# Linear Algebra inner products & orthonormal basis

Let \begin{align}f(x)&=4 \\ g(x)&=−5x+1 \\ h(x)&=−2x^2+2x−6\end{align} Consider the inner product $$\langle p(x),q(x)\rangle :=p(−1)q(−1)+p(0)q(0)+p(1)q(1)$$ in the vector space $\mathcal P_2$ of polynomials of degree at most $2$. Use the Gram-Schmidt process to determine an orthonormal basis for the subspace of $\mathcal P_2$ spanned by the polynomials $f(x)$, $g(x)$, and $h(x)$.

I know the formula for the Gram-Schmidt process where $V_1 = S_1$ and $V_2 = S_2 - \operatorname{proj}_{S_1} V_1$, etc. I'm not sure how to do this in terms of inner products though and what exactly the process I should be going through is.

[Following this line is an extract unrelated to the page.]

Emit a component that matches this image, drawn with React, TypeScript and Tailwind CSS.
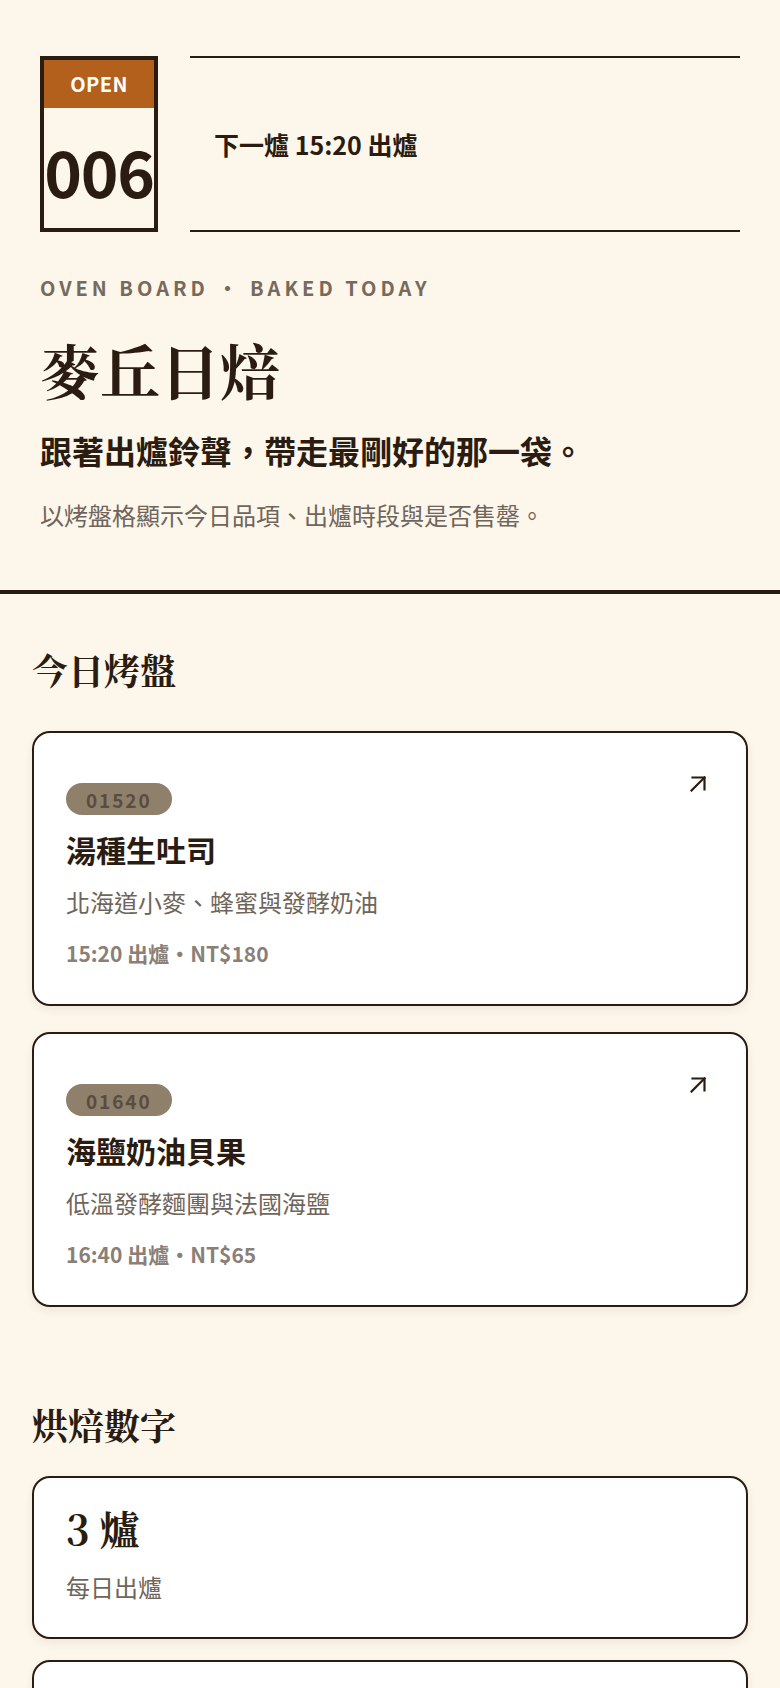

• The projection of $A$ onto $B$ is $<A,B'>B'$ where $B'=B/\|B\|$ where $\|B\|$ is the square root of $<B,B>$.. Dec 7, 2015 at 3:26
• @user254665 Or equivalently (since $\|B\|$ appears as a factor twice in the denominator), ${\langle A,B\rangle\over\langle B,B\rangle} B$.
– amd
Dec 7, 2015 at 7:54

The general Gram-Schmidt Procedure is as follows. Given an Inner Product Space $V$ equipped with the inner product $\langle \circ,\circ\rangle$, and a basis $v_1,...,v_n$, the $j^{th}$ orthonormal vector given by the Gram-Schmidt Procedure is: $$e_j=\frac{v_j-\langle v_j,e_1\rangle e_1 -\dots-\langle v_j,e_{j-1}\rangle e_{j-1}}{\lVert v_j - \langle v_j,e_1\rangle e_1-\dots-\langle v_j,e_{j-1}\rangle e_{j-1}\rVert}.$$ Then, $e_1,...,e_n$ is an orthonormal basis for the space. Note that $$\langle v,e_j\rangle e_j$$ is the projection onto $e_j$ of the vector $v\in V$. So, if we define the inner product on the space to be $$\langle p(x),q(x)\rangle:=p(-1)q(-1)+p(0)q(0)+p(1)q(1),$$ We can compute the orthonormal basis by fixing $$e_1=\frac{4}{\lVert 4\rVert}.$$ Can you complete the process?